### THE EXERCISE:
Please pull out every line that includes the string "React".
= = = = = = =
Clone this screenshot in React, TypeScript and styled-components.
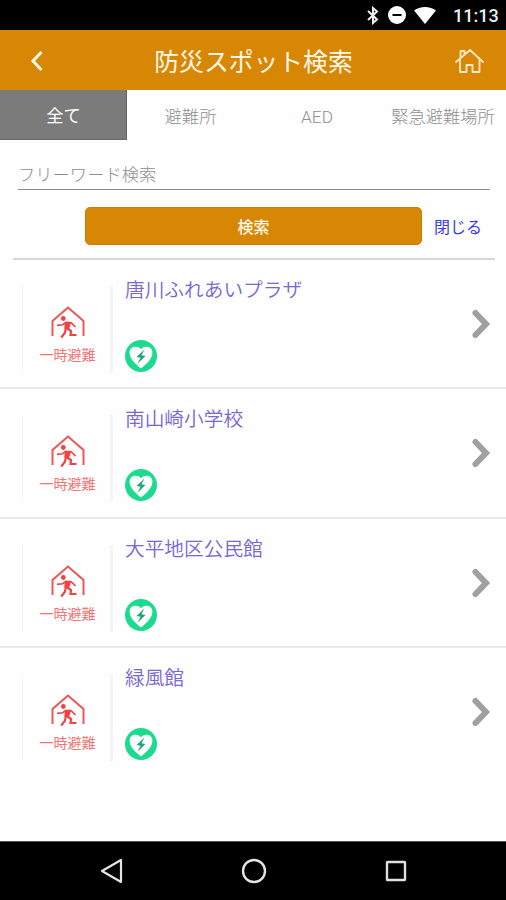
import React from 'react';
import styled, { createGlobalStyle } from 'styled-components';

const Global = createGlobalStyle`
  * { box-sizing: border-box; }
  body {
    margin: 0;
    background: #fefefe;
    font-family: Roboto, "Noto Sans CJK JP", sans-serif;
  }
  svg { display: block; flex: none; }
`;

const Screen = styled.div`
  width: 506px;
  height: 900px;
  display: flex;
  flex-direction: column;
  overflow: hidden;
  background: #fefefe;
`;

const StatusBar = styled.div`
  height: 30px;
  flex: none;
  display: flex;
  align-items: center;
  justify-content: flex-end;
  padding-right: 9px;
  background: #000;
  color: #eee;
`;

const StatusIcons = styled.div`
  display: flex;
  align-items: center;
  gap: 7px;
`;

const Clock = styled.span`
  margin-left: 16px;
  width: 44px;
  white-space: nowrap;
  font: 500 18px/30px Roboto, sans-serif;
  padding-top: 2px;
`;

const Header = styled.header`
  height: 60px;
  flex: none;
  display: grid;
  grid-template-columns: 74px 1fr 74px;
  align-items: center;
  justify-items: center;
  padding-top: 1px;
  background: #d88704;
  color: #fff8ea;
`;

const Title = styled.h1`
  margin: 0 0 0 1px;
  font: 400 24.8px/58px "Noto Sans CJK JP", sans-serif;
  white-space: nowrap;
  padding-bottom: 1px;
`;

const Tabs = styled.nav`
  height: 50px;
  flex: none;
  display: grid;
  grid-template-columns: 127px 127px 126px 126px;
  grid-template-rows: 50px;
`;

const Tab = styled.button<{ $active?: boolean }>`
  border: 0;
  border-right: ${p => (p.$active ? '1px solid #646464' : '0')};
  border-bottom: ${p => (p.$active ? '1px solid #696969' : '0')};
  padding: ${p => (p.$active ? '3px 0 0 1px' : '3px 0 0 0')};
  background: ${p => (p.$active ? '#7b7b7b' : 'transparent')};
  color: ${p => (p.$active ? '#fff' : '#8f8f8f')};
  font: ${p => (p.$active ? 400 : 300)} 17.3px/46px Roboto, "Noto Sans CJK JP", sans-serif;
  white-space: nowrap;
`;

const SearchPanel = styled.section`
  height: 120px;
  flex: none;
  margin: 0 11px 0 13px;
  padding: 20px 5px 0;
  border-bottom: 2px solid #d6d6d6;
`;

const Keyword = styled.input`
  display: block;
  width: 472px;
  height: 30px;
  border: 0;
  border-bottom: 1.5px solid #8c8c8c;
  padding: 0 0 3px;
  outline: 0;
  background: transparent;
  font: 300 17.3px/26px "Noto Sans CJK JP", sans-serif;
  &::placeholder { color: #8f8f8f; opacity: 1; }
`;

const Actions = styled.div`
  display: flex;
  align-items: center;
  margin: 17px 0 0 67px;
`;

const SearchButton = styled.button`
  width: 337px;
  height: 38px;
  border: 1px solid #cc7c00;
  border-radius: 5px;
  padding: 0;
  background: #d88704;
  color: #fff8ea;
  font: 500 16px/36px "Noto Sans CJK JP", sans-serif;
`;

const CloseLink = styled.a`
  margin-left: 12px;
  color: #3a3aea;
  font: 400 16px/36px "Noto Sans CJK JP", sans-serif;
  white-space: nowrap;
`;

const List = styled.main`
  flex: 1;
`;

const Row = styled.article<{ $last?: boolean }>`
  height: 129.3px;
  border-bottom: ${p => (p.$last ? '0' : '2px solid #e9e9e9')};
  display: flex;
  padding: 0 15px 0 22px;
`;

const Thumb = styled.div`
  width: 91px;
  height: 87px;
  margin-top: 26px;
  border-left: 1.5px solid #f6f6f6;
  border-right: 3px solid #f5f5f5;
  display: flex;
  flex-direction: column;
  align-items: center;
  padding: 19px 0 0 2px;
  color: #ee4444;
`;

const ThumbLabel = styled.span`
  margin-top: 6px;
  color: #f07474;
  font: 400 14px/18px "Noto Sans CJK JP", sans-serif;
  white-space: nowrap;
`;

const Details = styled.div`
  flex: 1;
  display: flex;
  flex-direction: column;
  padding: 14px 0 0 12px;
`;

const Name = styled.h2`
  margin: 0 0 36px;
  color: #7966d2;
  font: 350 19.7px/30px "Noto Sans CJK JP", sans-serif;
`;

const ArrowCell = styled.div`
  padding-top: 48px;
`;

const NavBar = styled.footer`
  height: 59px;
  flex: none;
  display: flex;
  align-items: center;
  justify-content: space-between;
  padding: 0 98px 0 100px;
  border-top: 1px solid #555;
  background: #000;
`;

const BluetoothIcon = () => (
  <svg width="12" height="19" viewBox="0 0 12 19" fill="none" stroke="#eee" strokeWidth="2">
    <path d="M1 5l9 8.500-4 3.500V2l4 3.500L1 14" />
  </svg>
);

const BlockIcon = () => (
  <svg width="20" height="20" viewBox="0 0 20 20">
    <circle cx="11" cy="10" r="9" fill="#fff" />
    <path d="M6.500 10h9" stroke="#000" strokeWidth="2" />
  </svg>
);

const WifiIcon = () => (
  <svg width="24" height="19" viewBox="0 0 24 19">
    <path d="M1 4.500C7-.3 17-.3 23 4.500L12 18z" fill="#fff" />
  </svg>
);

const BackIcon = () => (
  <svg width="16" height="22" viewBox="0 0 16 22" fill="none" stroke="#fff8ea" strokeWidth="3">
    <path d="M12.500 2L4 11l8.500 9" />
  </svg>
);

const HomeIcon = () => (
  <svg width="30" height="26" viewBox="0 0 30 26" fill="none" stroke="#ffe9c8" strokeWidth="1.8" strokeLinejoin="round" strokeLinecap="round">
    <path d="M2 14L16 2l13 12M6.500 10V3h4v3.500M6 12v12h6.500v-7h6v7h7V12" />
  </svg>
);

const ShelterIcon = () => (
  <svg width="36" height="34" viewBox="0 0 36 34" fill="none" stroke="currentColor">
    <path d="M2.500 31V16L18 2.500 33.500 16v15" strokeWidth="2" stroke="#ee5656" />
    <circle cx="13.300" cy="13.500" r="2.400" fill="currentColor" stroke="none" />
    <path d="M7 20.300l5.500-.5 3-2.300 6 .5 4 4" strokeWidth="1.700" />
    <path d="M15.500 17.500h5l-2.200 6.500-3.300-.8z" fill="currentColor" strokeWidth="1.400" />
    <path d="M16 23l-1.200 5-3.600 4.500M17.500 23.500l3.500 2.500-.5 4h6" strokeWidth="2.200" />
  </svg>
);

const AedIcon = () => (
  <svg width="32" height="32" viewBox="0 0 32 32">
    <circle cx="16" cy="16" r="16" fill="#1cdb8e" />
    <path d="M16 28.500C10 23.500 4.600 19 4.600 12.500c0-6 7.500-7.500 11.400-3.200C19.900 5 27.400 6.500 27.400 12.500c0 6.500-5.400 11-11.400 16z" fill="#fff" />
    <path d="M19.500 9.500l-8 7.500 4 .7-3 6 8-7.700-4-.7z" fill="#20a874" />
  </svg>
);

const ArrowIcon = () => (
  <svg width="20" height="32" viewBox="0 0 20 32" fill="none" stroke="#a0a0a0" strokeWidth="6" strokeLinecap="round">
    <path d="M4.500 5L15 16 4.500 27" />
  </svg>
);

const spots = ['唐川ふれあいプラザ', '南山崎小学校', '大平地区公民館', '緑風館'];
const categories = ['全て', '避難所', 'AED', '緊急避難場所'];

export default function App() {
  return (
    <Screen>
      <Global />
      <StatusBar>
        <StatusIcons>
          <BluetoothIcon />
          <BlockIcon />
          <WifiIcon />
        </StatusIcons>
        <Clock>11:13</Clock>
      </StatusBar>
      <Header>
        <BackIcon />
        <Title>防災スポット検索</Title>
        <HomeIcon />
      </Header>
      <Tabs>
        {categories.map((label, i) => (
          <Tab key={label} $active={i === 0}>{label}</Tab>
        ))}
      </Tabs>
      <SearchPanel>
        <Keyword placeholder="フリーワード検索" />
        <Actions>
          <SearchButton>検索</SearchButton>
          <CloseLink>閉じる</CloseLink>
        </Actions>
      </SearchPanel>
      <List>
        {spots.map((name, i) => (
          <Row key={name} $last={i === spots.length - 1}>
            <Thumb>
              <ShelterIcon />
              <ThumbLabel>一時避難</ThumbLabel>
            </Thumb>
            <Details>
              <Name>{name}</Name>
              <AedIcon />
            </Details>
            <ArrowCell>
              <ArrowIcon />
            </ArrowCell>
          </Row>
        ))}
      </List>
      <NavBar>
        <svg width="24" height="26" viewBox="0 0 24 26" fill="none" stroke="#e4e4e4" strokeWidth="2.200" strokeLinejoin="round">
          <path d="M21 2v22L2 13z" />
        </svg>
        <svg width="26" height="26" viewBox="0 0 26 26" fill="none" stroke="#e4e4e4" strokeWidth="2.400">
          <circle cx="13" cy="13" r="11" />
        </svg>
        <svg width="24" height="24" viewBox="0 0 24 24" fill="none" stroke="#e0e0e0" strokeWidth="2.400">
          <rect x="3" y="3" width="18" height="18" rx="0.500" />
        </svg>
      </NavBar>
    </Screen>
  );
}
= = = = = = =
### TASK ANSWER:
Clone this screenshot in React, TypeScript and styled-components.
import React from 'react';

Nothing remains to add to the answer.